I have been a follower in large and small groups and organizations. And I have been privileged to lead groups of all sizes—some in the thousands. Here are six things I have learned in my eight decades on this planet.
· Be a servant. You can’t be a servant leader if you don’t first serve as a follower.
· Be humble. Do not make the light shine on you, but on others in the organization. Strive to make the leader and the organization look good. Your efforts will be rewarded.
· Be loyal. This does not mean you can’t question or disagree with leaders. But do it in private, not in public. This lesson was embedded deeply in me as a civilian who for 25 years worked in a military setting. It was there I learned I could express my concerns and suggestions in private to capable supervisors. But when the supervisor made the final decision, I said “Yes, ma’am” or “Yes, sir.”
· Be discrete. A favorite saying in World War II was, “Loose lips sink ships.” Know how to keep your mouth shut. This also means to be careful about what you write.
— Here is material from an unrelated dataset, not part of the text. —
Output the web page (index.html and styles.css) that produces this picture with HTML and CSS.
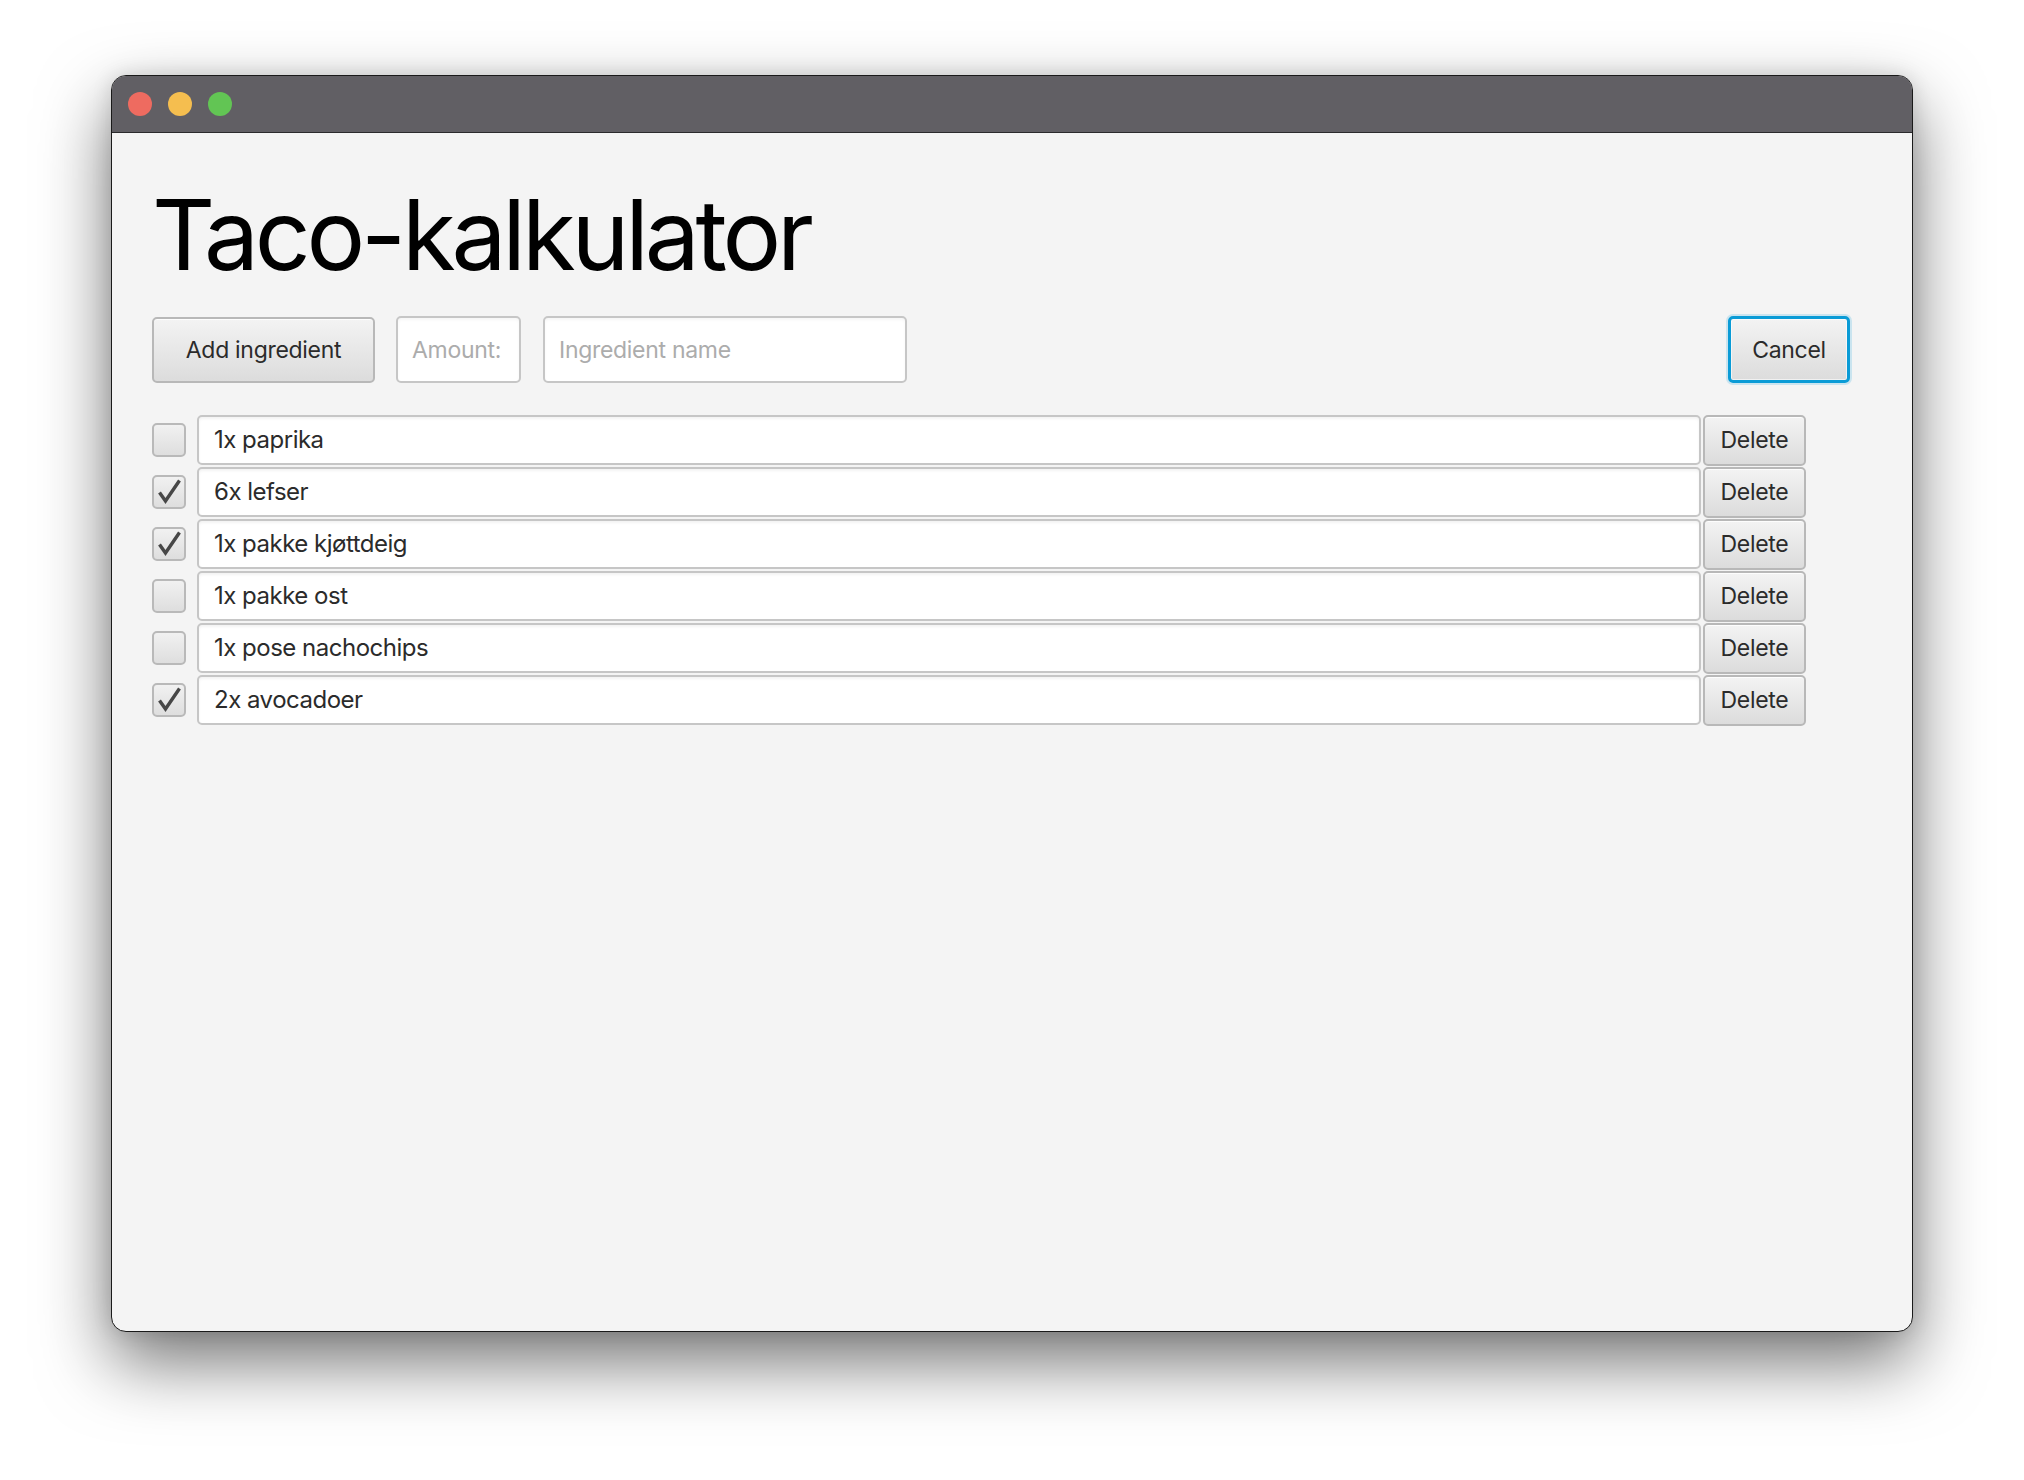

Hastily sent emails, texts, and messages on social media may come back to haunt you and those around you.
· Be proactive. Proactive followers are energetic, hard-working, dynamic, able to look ahead, and always willing to do more than asked of them. But a word of caution: don’t overstep your bounds. Embrace your role as a follower.
· Be a lifelong learner. Learn from your own successes and failures and from those of your leaders and other followers. Learning enhances your competence as a follower and as a leader.
Others can add suggestions based on their experiences as both leaders and followers. And you should develop your own list. These are six things I have learned. And I am still learning how to follow and also how to lead more effectively.